DIRECTIVE: Answer with nothing but the number of lines that include the word "React".

MATERIAL:

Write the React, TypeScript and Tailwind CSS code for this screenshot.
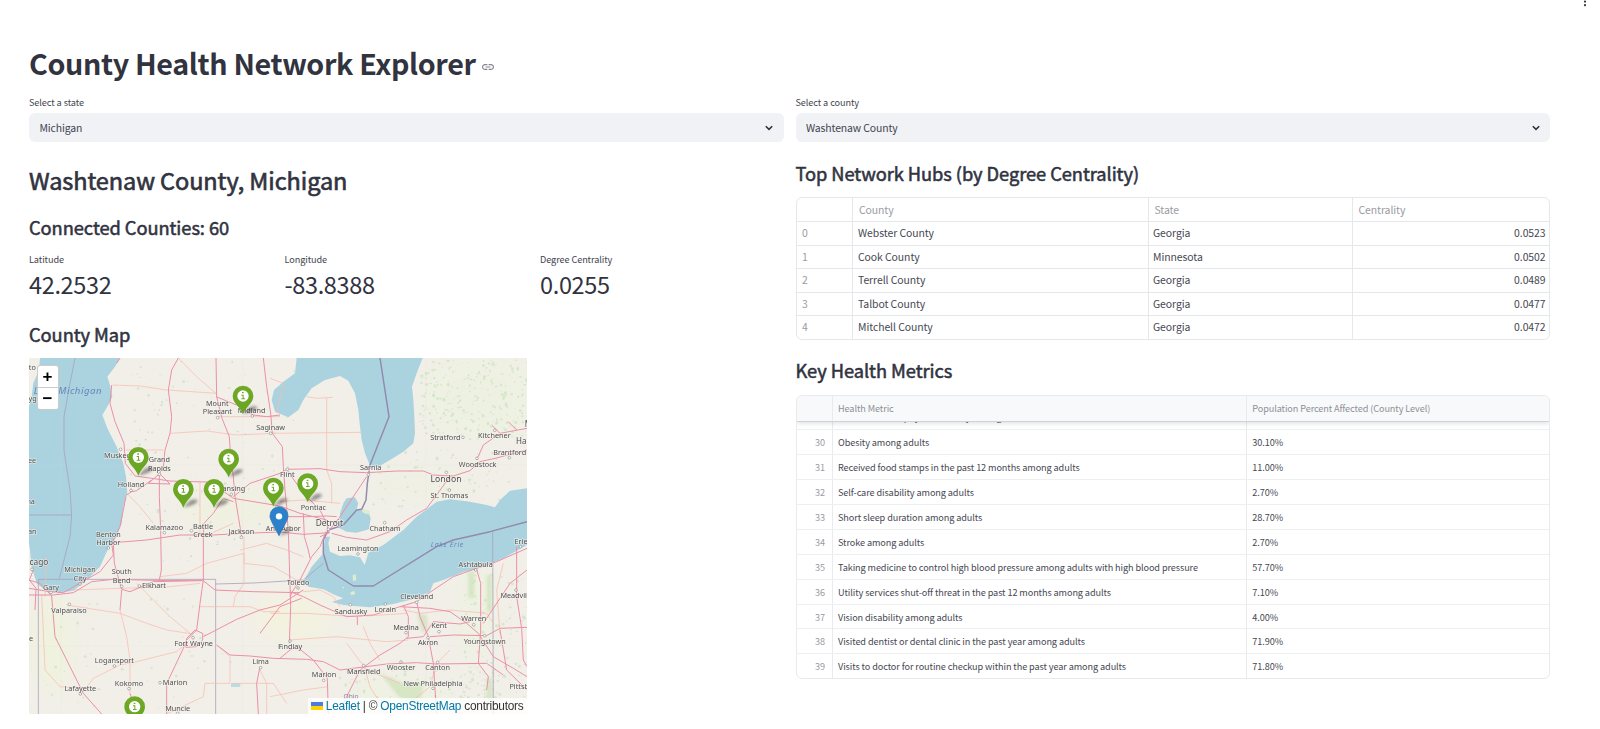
import React from "react";

const SANS = "font-['Noto_Sans_CJK_SC','Source_Sans_Pro',sans-serif]";

const hubs = [
  ["Webster County", "Georgia", "0.0523"],
  ["Cook County", "Minnesota", "0.0502"],
  ["Terrell County", "Georgia", "0.0489"],
  ["Talbot County", "Georgia", "0.0477"],
  ["Mitchell County", "Georgia", "0.0472"],
];

const metrics = [
  ["30", "Obesity among adults", "30.10%"],
  ["31", "Received food stamps in the past 12 months among adults", "11.00%"],
  ["32", "Self-care disability among adults", "2.70%"],
  ["33", "Short sleep duration among adults", "28.70%"],
  ["34", "Stroke among adults", "2.70%"],
  ["35", "Taking medicine to control high blood pressure among adults with high blood pressure", "57.70%"],
  ["36", "Utility services shut-off threat in the past 12 months among adults", "7.10%"],
  ["37", "Vision disability among adults", "4.00%"],
  ["38", "Visited dentist or dental clinic in the past year among adults", "71.90%"],
  ["39", "Visits to doctor for routine checkup within the past year among adults", "71.80%"],
];

// Map drawing units: three per pixel.
const water = [
  "27,170 35,140 40,100 57,60 60,24 300,24 285,50 262,80 270,105 277,140 262,170 247,195 262,235 290,290 310,340 318,380 322,430 310,470 305,520 290,560 265,595 240,650 200,690 160,722 110,730 75,720 50,700 35,650 30,600 27,580",
  "830,24 825,70 790,95 762,120 755,150 765,185 805,202 835,180 850,150 875,115 915,90 960,78 985,92 1005,130 1015,180 1020,230 1025,270 1035,310 1052,352 1075,350 1110,330 1150,305 1180,280 1185,250 1183,200 1180,150 1176,110 1190,70 1208,24",
  "970,460 980,445 1005,442 1015,460 1010,478 1045,485 1052,505 1047,538 1010,548 980,545 950,530 960,515 960,490",
  "1521,415 1470,422 1440,450 1425,472 1400,465 1350,455 1290,448 1250,455 1190,500 1150,540 1090,585 1045,608 1034,645 1020,622 990,616 960,618 930,605 925,580 930,560 915,560 910,610 875,650 850,695 865,710 910,718 945,735 970,745 935,756 970,765 1000,768 1050,772 1120,762 1190,745 1230,725 1240,700 1270,690 1330,666 1390,650 1450,625 1521,585",
];
const islands = ["998,676 1007,672 1009,690 999,694", "990,728 1002,722 1006,732 994,736", "966,712 972,710 972,716", "1018,474 1050,482 1050,494 1032,490"];

const borders = [
  "165,24 150,100 132,200 132,300 150,420 155,495 150,560 118,685",
  "27,495 155,495",
  "55,688 587,688 587,1092",
  "55,688 55,1092",
  "587,702 700,699 850,690 910,640",
  "1418,545 1420,1092",
];
const boundary =
  "1080,24 1107,200 1050,345 1042,400 1038,450 1025,478 1010,480 970,525 925,540 910,570 910,610 925,660 1000,708 1060,708 1250,590 1300,570 1410,545 1521,515";

const majorRoads = [
  "475,24 455,60 445,120 455,200 450,250 435,300 430,350 418,372 418,440 422,540 424,660 418,690",
  "275,105 270,160 285,215 312,280 316,340 345,378 395,385 450,393 520,395 560,396 605,420 640,445 780,468 840,490 920,510",
  "420,370 385,400 450,402 420,372",
  "320,435 335,425 350,422 395,390",
  "588,24 590,140 606,205 628,260 632,320 640,380 645,440 655,500 665,560",
  "730,24 740,110 752,190 757,250 787,290 790,350 795,420 800,470 806,570",
  "780,195 740,200 700,195 650,165 588,140",
  "640,440 690,400 780,370 800,358 900,356 960,365 1040,368 1130,363 1210,363 1240,375 1300,378 1350,362 1380,335 1425,325 1521,300",
  "640,455 610,445 580,490 552,520 550,560 550,690 540,760 530,840",
  "530,840 500,870 490,895 450,980 440,1000 440,1092",
  "27,735 100,735 160,728 215,695 280,688 450,692 547,690 585,720 700,725 838,728",
  "300,24 290,40",
  "40,660 28,690 48,715 45,780",
  "27,715 90,725 130,728 240,665 280,615 275,580 300,530 318,440",
  "95,738 105,860 190,1030 245,1092",
  "280,580 283,640 305,718 330,725 400,695 547,692",
  "305,720 300,780",
  "497,890 500,865 525,840 548,850 548,870 530,890 497,892",
  "550,860 650,808 720,780 780,765 850,720",
  "280,578 380,570 480,555 580,555 670,550 780,546 850,553 930,548",
  "800,358 850,430 900,480 925,530",
  "918,545 900,590 875,620 840,690 820,720 810,740",
  "925,545 960,500 1040,380",
  "806,570 808,640 812,770 808,880",
  "850,490 853,560 865,600 870,625",
  "920,515 925,550 900,560",
  "780,500 860,500 920,498 950,500",
  "935,550 980,562 1040,570 1110,545 1160,510 1220,475 1290,380",
  "1415,225 1440,250 1390,285 1370,330",
  "1465,215 1490,240",
  "1440,250 1521,235",
  "810,725 850,740 900,765 980,800 1060,795 1140,770 1190,755 1240,720 1300,680 1370,655 1430,635 1521,595",
  "1012,800 1012,825",
  "720,850 780,770 845,745",
  "720,950 710,1000 715,1092",
  "590,885 630,915 690,918 760,925 860,928 910,935 960,960 1100,942 1190,938 1250,942 1400,940 1450,975",
  "780,925 810,900 830,890 880,930 922,985 925,1092",
  "970,1060 1020,960 1080,915 1140,880 1165,860 1165,800 1150,765",
  "1140,770 1230,775 1290,785 1340,820 1375,850 1420,920 1480,955 1521,980",
  "1190,755 1200,800 1225,860 1240,940 1250,1092",
  "1370,658 1382,700 1382,840 1375,940 1405,980 1400,1020",
  "1490,590 1490,740 1505,835 1510,930 1521,950",
  "1230,860 1300,855 1400,857 1440,835 1521,832",
  "1160,865 1210,860 1240,815 1320,822 1350,815",
  "1440,840 1450,900 1460,960 1521,1020",
  "1390,820 1470,700 1521,660",
  "27,690 60,700 95,738",
  "330,1030 340,1060 345,1092",
];

const minorRoads = [
  "278,105 360,108 440,120 590,130",
  "475,24 530,80 588,130",
  "450,250 560,243 650,255 760,250 1025,247",
  "318,300 430,300",
  "590,200 700,200 780,200",
  "540,396 540,550",
  "320,430 360,470 400,520",
  "750,85 790,100 770,190",
  "860,140 890,145 938,142",
  "920,145 920,360",
  "920,360 935,400 935,460",
  "780,455 850,450 960,460",
  "660,600 740,580 800,600 850,620",
  "155,720 450,710 540,700",
  "65,735 75,960 120,1010 180,1015",
  "190,1025 220,985 300,945 350,935 470,905 500,880",
  "300,780 320,860 330,930 330,1030",
  "140,765 300,790 380,820 440,840 520,852",
  "350,700 400,750 450,800 510,850",
  "420,680 500,670 560,640 672,610 672,700 645,740 640,770",
  "672,560 672,640 760,650 830,690",
  "540,770 690,770 730,785 780,785",
  "590,885 630,920 630,1000 555,1000 550,1040 440,1092",
  "640,1000 760,1000 800,1060",
  "720,960 740,1000 740,1092",
  "808,870 950,860 1100,875 1165,870",
  "1030,830 1050,880 1080,930",
  "750,790 860,790 1010,800 1160,790",
  "1030,940 1050,1010 1100,1092",
  "1150,780 1200,790 1290,780",
  "1290,780 1400,790 1420,820",
  "980,880 1040,960 1140,1000",
  "1450,640 1430,720 1440,850",
  "750,1040 850,1020 925,1010",
  "1290,900 1250,940 1230,1010 1180,1050",
  "850,725 900,720 940,740 960,770",
  "75,740 80,620",
  "552,560 640,520",
];

const cities: [string, number, number, number?][] = [
  ["Mount", 592, 167], ["Pleasant", 592, 193], ["Midland", 695, 188], ["Saginaw", 752, 241],
  ["Muskegon", 306, 323], ["Grand", 418, 336], ["Rapids", 418, 362], ["Holland", 333, 410],
  ["Lansing", 636, 424], ["Kalamazoo", 433, 540], ["Battle", 549, 536], ["Creek", 549, 561],
  ["Jackson", 664, 552], ["Ann Arbor", 790, 542], ["Benton", 265, 560], ["Harbor", 265, 586],
  ["Flint", 802, 381], ["Pontiac", 880, 480], ["Detroit", 928, 527, 25], ["Chatham", 1095, 543],
  ["Sarnia", 1052, 360], ["Stratford", 1276, 271], ["Kitchener", 1423, 264], ["Hamilton", 1540, 282, 24],
  ["Brantford", 1469, 314], ["Woodstock", 1373, 352], ["London", 1278, 396, 26], ["St. Thomas", 1288, 445],
  ["M", 1525, 232, 24], ["Leamington", 1014, 602], ["Michigan", 180, 667], ["City", 180, 693],
  ["South", 305, 673], ["Bend", 305, 698], ["Elkhart", 402, 715], ["Gary", 93, 719],
  ["Valparaiso", 147, 788], ["Fort Wayne", 521, 887], ["Logansport", 283, 938], ["Kokomo", 327, 1007],
  ["Marion", 465, 1005], ["Lafayette", 181, 1024], ["Muncie", 473, 1082], ["Lima", 722, 942],
  ["Toledo", 834, 705], ["Sandusky", 993, 791], ["Lorain", 1096, 786], ["Cleveland", 1190, 746],
  ["Medina", 1158, 839], ["Kent", 1257, 835], ["Akron", 1224, 885], ["Warren", 1361, 814],
  ["Youngstown", 1394, 882], ["Ashtabula", 1367, 651], ["Erie", 1503, 581], ["Meadville", 1490, 743],
  ["Findlay", 810, 897], ["Mansfield", 1031, 971], ["Wooster", 1143, 959], ["Canton", 1253, 961],
  ["Marion", 912, 981], ["New Philadelphia", 1239, 1007], ["Pittsburgh", 1522, 1018], ["Chicago", 38, 646, 25],
  ["ee", 36, 338], ["ha", 32, 462], ["an", 37, 553], ["to", 37, 60], ["yg", 38, 153], ["e", 33, 874], ["F", 782, 897],
];

const dots = [
  [593, 203], [697, 198], [752, 250], [302, 298], [418, 373], [333, 421], [634, 433], [433, 548], [514, 542],
  [664, 562], [265, 594], [802, 358], [1045, 374], [1329, 262], [1424, 241], [1468, 323], [1371, 325], [1279, 367],
  [1288, 420], [1094, 518], [925, 538], [1014, 612], [180, 702], [305, 709], [358, 708], [93, 727], [148, 763],
  [519, 863], [283, 948], [327, 1016], [420, 998], [181, 1032], [473, 1090], [722, 953], [834, 714], [991, 764],
  [1096, 762], [1190, 757], [1158, 848], [1257, 845], [1224, 863], [1361, 824], [1394, 857], [1367, 660],
  [1501, 590], [1488, 720], [810, 873], [1031, 947], [1143, 936], [1253, 937], [911, 991], [1239, 1015], [36, 658],
];

const greenPins = [[669, 192], [355, 376], [626, 381], [490, 472], [582, 472], [760, 468], [863, 455], [344, 1124]];

// Deterministic speckle standing for woods and ponds.
function speckle(seed: number, n: number, x0: number, y0: number, w: number, h: number) {
  let s = seed * 7919;
  const next = () => (s = (s * 16807) % 2147483647) / 2147483647;
  next();
  return Array.from({ length: n }, () => {
    const x = x0 + next() * w;
    const y = y0 + next() * h;
    const r = 1 + next() * 3.6;
    return [x, y, r, 0.4 + next()] as const;
  });
}
const woods = [
  ...speckle(11, 300, 1200, 30, 320, 240),
  ...speckle(29, 90, 1060, 300, 460, 180),
  ...speckle(41, 160, 1330, 670, 190, 410),
  ...speckle(53, 120, 960, 960, 480, 130),
  ...speckle(67, 90, 330, 30, 500, 500),
  ...speckle(71, 60, 60, 740, 500, 340),
];
const ponds = [...speckle(83, 40, 340, 120, 400, 460), ...speckle(97, 26, 300, 560, 400, 400), ...speckle(101, 20, 1200, 60, 320, 280)];

function Lines({ list, stroke, width }: { list: string[]; stroke: string; width: number }) {
  return (
    <g fill="none" stroke={stroke} strokeWidth={width} strokeLinejoin="round">
      {list.map((p) => (
        <polyline key={p} points={p} />
      ))}
    </g>
  );
}

function CountyMap() {
  return (
    <div className="relative mt-[10px] h-[356px] w-[498px] overflow-hidden bg-[#f2efe9]">
      <svg viewBox="27 24 1494 1068" className="block h-full w-full" preserveAspectRatio="none">
        <defs>
          <filter id="soft" x="-20%" y="-20%" width="140%" height="140%">
            <feGaussianBlur stdDeviation="28" />
          </filter>
          <filter id="shade" x="-50%" y="-50%" width="200%" height="200%">
            <feGaussianBlur stdDeviation="4" />
          </filter>
          <linearGradient id="pin" x1="0" y1="0" x2="0" y2="1">
            <stop offset="0" stopColor="#70a928" />
            <stop offset="1" stopColor="#67a51f" />
          </linearGradient>
        </defs>
        <rect x="27" y="24" width="1494" height="1068" fill="#f2efe9" />
        <g filter="url(#soft)" fill="#eef1e2">
          <ellipse cx="1380" cy="140" rx="180" ry="130" />
          <ellipse cx="1200" cy="400" rx="170" ry="60" opacity=".7" />
          <ellipse cx="1370" cy="790" rx="60" ry="150" />
          <ellipse cx="820" cy="800" rx="120" ry="70" fill="#f3f2df" />
          <ellipse cx="100" cy="880" rx="60" ry="150" fill="#eff2dd" />
          <ellipse cx="1130" cy="1030" rx="170" ry="50" />
          <ellipse cx="650" cy="480" rx="180" ry="60" fill="#eff0e0" />
        </g>
        <g fill="#c0dfb4" opacity=".55">
          {woods.map(([x, y, r, k], i) => (
            <ellipse key={i} cx={x} cy={y} rx={r} ry={r * k} />
          ))}
        </g>
        <g fill="#a9d3df" opacity=".7">
          {ponds.map(([x, y, r, k], i) => (
            <ellipse key={i} cx={x} cy={y} rx={r * 0.7} ry={r * k * 0.6} />
          ))}
          <rect x="633" y="999" width="28" height="12" />
        </g>
        <g fill="#cfe2ba" opacity=".75" filter="url(#shade)">
          <path d="M1345 665h18v80h-18zM1400 675h16v110h-16zM1400 985h18v80h-18zM1080 970l70 30 60 5 -10 60 -60 -20zM1190 790l30 5 5 50 -20 0z" />
        </g>
        <g fill="#aad3df">
          {water.map((p) => (
            <polygon key={p} points={p} />
          ))}
        </g>
        <g fill="#ddebcf">
          {islands.map((p) => (
            <polygon key={p} points={p} />
          ))}
        </g>
        <g stroke="#dcdde2" strokeWidth="1" opacity=".5">
          <path d="M123 24V1092M668 24V1092M1217 24V1092M27 345H1521M27 889H1521" />
        </g>
        <Lines list={borders} stroke="#a9a0bb" width={2.4} />
        <Lines list={[boundary]} stroke="#9489ae" width={4.4} />
        <Lines list={minorRoads} stroke="#f8bcae" width={2.2} />
        <Lines list={majorRoads} stroke="#eb8fa7" width={3} />
        <g fill="#fff" stroke="#777" strokeWidth="1.6">
          {dots.map(([x, y], i) => (
            <circle key={i} cx={x} cy={y} r="4" />
          ))}
        </g>
        <g
          textAnchor="middle"
          fill="#505050"
          stroke="#f4f1ec"
          strokeWidth="4"
          strokeOpacity=".7"
          paintOrder="stroke"
          className="font-['Noto_Sans',sans-serif]"
        >
          {cities.map(([name, x, y, size], i) => (
            <text key={i} x={x} y={y} fontSize={size ?? 21.8}>
              {name}
            </text>
          ))}
        </g>
        <g textAnchor="middle" className="font-['Noto_Sans',sans-serif] italic" fill="#6487bd">
          <text x="143" y="132" fontSize="29" textLength="204">Lake Michigan</text>
          <text x="1281" y="592" fontSize="21" textLength="98">Lake Erie</text>
          <text x="993" y="1046" fontSize="20" fill="#8d7fae" className="not-italic">Ohio</text>
        </g>
        {greenPins.map(([x, y]) => (
          <g key={`${x}-${y}`} transform={`translate(${x} ${y})`}>
            <path d="M0 0C12 -3 32 -6 42 -17C46 -24 30 -26 20 -20Z" fill="#333" opacity=".5" filter="url(#shade)" />
            <path d="M0 1C-8 -22 -31 -32 -31 -54A31 31 0 1 1 31 -54C31 -32 8 -22 0 1Z" fill="url(#pin)" />
            <circle cx="0" cy="-54" r="17" fill="#fff" />
            <path d="M-4 -62h6v-4h-5v4M-5 -58h7v11h4v3h-11v-3h4v-8h-4z" fill="#70a928" />
          </g>
        ))}
        <g transform="translate(777 557)">
          <path d="M0 0C12 -2 28 -6 34 -17C38 -24 26 -24 18 -18Z" fill="#333" opacity=".45" filter="url(#shade)" />
          <path
            d="M0 0L-20 -38C-26 -50 -28 -58 -27 -60A27 27 0 0 1 27 -60C27 -54 24 -46 20 -38Z"
            fill="#2b82cb"
            stroke="#2871b3"
            strokeWidth="2"
          />
          <circle cx="0" cy="-58" r="9.5" fill="#fff" />
        </g>
      </svg>
      <div className="absolute left-[7.5px] top-[7px] flex flex-col rounded-[3px] border border-black/20 bg-white font-['Liberation_Sans',sans-serif] text-[17px] font-bold leading-[21px] text-black">
        <button className="h-[21.5px] w-[20px] border-b border-[#ccc]">+</button>
        <button className="h-[21px] w-[20px]">−</button>
      </div>
      <div className="absolute bottom-0 right-0 flex h-[16px] items-center whitespace-nowrap bg-white/80 pl-[3px] pr-[3.5px] font-['Liberation_Sans',sans-serif] text-[11.9px] leading-[16px] tracking-[-0.24px] text-[#333]">
        <svg viewBox="0 0 12 8" className="mr-[3px] h-[8px] w-[12px]">
          <path fill="#4C7BE1" d="M0 0h12v4H0z" />
          <path fill="#FFD500" d="M0 4h12v4H0z" />
        </svg>
        <a className="text-[#0078A8]">Leaflet</a>
        <span className="whitespace-pre"> | © </span>
        <a className="text-[#0078A8]">OpenStreetMap</a>
        <span className="whitespace-pre"> contributors</span>
      </div>
    </div>
  );
}

function Select({ label, value }: { label: string; value: string }) {
  return (
    <div>
      <div className="h-[15px] text-[9.13px] leading-[15px] tracking-[-0.08px] text-[#42444f]">{label}</div>
      <div className="mt-[3px] flex h-[29px] items-center justify-between rounded-[6px] bg-[#f0f2f6] pl-[10.5px] pr-[10.5px]">
        <span className="text-[10.43px] leading-[28px] tracking-[-0.12px] text-[#42444f]">{value}</span>
        <svg viewBox="0 0 8 6" className="h-[6px] w-[8px]" fill="none" stroke="#31333F" strokeWidth="1.6">
          <path d="M0.8 1.2L4 4.4L7.2 1.2" />
        </svg>
      </div>
    </div>
  );
}

function Metric({ label, value }: { label: string; value: string }) {
  return (
    <div>
      <div className="h-[14px] text-[9.13px] leading-[14px] tracking-[-0.08px] text-[#42444f]">{label}</div>
      <div className="mt-[2px] h-[32px] text-[23.5px] leading-[32px] tracking-[-0.35px]">{value}</div>
    </div>
  );
}

const H3 =
  "text-[18.26px] leading-[28px] h-[28px] font-normal tracking-[-0.05px] [-webkit-text-stroke:0.55px_#31333F]";

export default function App() {
  return (
    <div className={`${SANS} h-[729px] w-full overflow-hidden bg-white pl-[29px] pr-[50px] text-[#31333F]`}>
      <header className="flex h-[38px] justify-end">
        <svg viewBox="0 0 4 8" className="-mr-[36.5px] h-[8px] w-[4px]" fill="#31333F">
          <circle cx="2" cy="1.6" r="1.1" />
          <circle cx="2" cy="5.2" r="1.1" />
        </svg>
      </header>
      <h1 className="flex h-[49px] items-center text-[28.7px] font-bold leading-[49px] tracking-[-0.36px]">
        County Health Network Explorer
        <svg viewBox="2 7 20 10" className="ml-[6px] mt-[9px] h-[6px] w-[12px]" fill="#85868e">
          <path d="M3.9 12c0-1.71 1.39-3.1 3.1-3.1h4V7H7c-2.76 0-5 2.24-5 5s2.24 5 5 5h4v-1.9H7c-1.71 0-3.1-1.39-3.1-3.1zM8 13h8v-2H8v2zm9-6h-4v1.9h4c1.71 0 3.1 1.39 3.1 3.1s-1.39 3.1-3.1 3.1h-4V17h4c2.76 0 5-2.24 5-5s-2.24-5-5-5z" />
        </svg>
      </h1>
      <div className="mt-[8px] grid grid-cols-2 gap-x-[12px]">
        <Select label="Select a state" value="Michigan" />
        <Select label="Select a county" value="Washtenaw County" />
        <section>
          <h2 className="mt-[20px] h-[36px] text-[23.5px] font-normal leading-[36px] tracking-[-0.08px] [-webkit-text-stroke:0.65px_#31333F]">
            Washtenaw County, Michigan
          </h2>
          <h3 className={`mt-[15px] ${H3}`}>Connected Counties: 60</h3>
          <div className="mt-[11px] grid grid-cols-3 gap-x-[12px]">
            <Metric label="Latitude" value="42.2532" />
            <Metric label="Longitude" value="-83.8388" />
            <Metric label="Degree Centrality" value="0.0255" />
          </div>
          <h3 className={`mt-[20px] ${H3}`}>County Map</h3>
          <CountyMap />
        </section>
        <section>
          <h3 className={`mt-[17px] ${H3}`}>Top Network Hubs (by Degree Centrality)</h3>
          <div className="mt-[10px] overflow-hidden rounded-[6px] border border-[#e6e7ea] text-[10.43px] tracking-[-0.07px]">
            <div className="grid h-[23px] grid-cols-[56.5px_295.5px_204px_1fr] leading-[23px] text-[#9a9ba2]">
              <span className="border-r border-[#e6e7ea]" />
              <span className="border-r border-[#e6e7ea] pl-[6px]">County</span>
              <span className="border-r border-[#e6e7ea] pl-[6px]">State</span>
              <span className="pl-[6px]">Centrality</span>
            </div>
            {hubs.map(([county, state, c], i) => (
              <div
                key={county}
                className="grid h-[23.6px] grid-cols-[56.5px_295.5px_204px_1fr] border-t border-[#e6e7ea] leading-[21.5px]"
              >
                <span className="border-r border-[#e6e7ea] pl-[5.5px] text-[#9a9ba2]">{i}</span>
                <span className="border-r border-[#e6e7ea] pl-[5px] text-[#464853]">{county}</span>
                <span className="border-r border-[#e6e7ea] pl-[4.5px] text-[#464853]">{state}</span>
                <span className="pr-[3.5px] text-right text-[#464853]">{c}</span>
              </div>
            ))}
          </div>
          <h3 className={`mt-[16px] ${H3}`}>Key Health Metrics</h3>
          <div className="mt-[11.5px] overflow-hidden rounded-[6px] border border-[#e9eaed] text-[9.13px] tracking-[-0.09px]">
            <div className="relative z-10 grid h-[26px] grid-cols-[36.5px_414.3px_1fr] border-b border-[#d0d2d6] bg-[#f8f9fb] leading-[25px] text-[#8f9098] shadow-[0_2px_4px_rgba(0,0,0,0.1)]">
              <span className="border-r border-[#e9eaed]" />
              <span className="border-r border-[#e9eaed] pl-[5px]">Health Metric</span>
              <span className="pl-[5px]">Population Percent Affected (County Level)</span>
            </div>
            <div className="grid h-[6.6px] grid-cols-[36.5px_414.3px_1fr] overflow-hidden">
              <span className="border-r border-[#e9eaed]" />
              <span className="flex items-end overflow-hidden border-r border-[#e9eaed] pl-[5px] text-[#464853]">
                <span className="h-[25px] shrink-0 leading-[24.5px]">No leisure-time physical activity among adults</span>
              </span>
              <span />
            </div>
            {metrics.map(([n, name, v]) => (
              <div
                key={n}
                className="grid h-[24.93px] grid-cols-[36.5px_414.3px_1fr] border-t border-[#eeeff1] leading-[24px] text-[#464853]"
              >
                <span className="border-r border-[#e9eaed] pr-[7px] text-right text-[#9a9ba2]">{n}</span>
                <span className="border-r border-[#e9eaed] pl-[5px]">{name}</span>
                <span className="pl-[5px]">{v}</span>
              </div>
            ))}
          </div>
        </section>
      </div>
    </div>
  );
}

FULL ANSWER: 2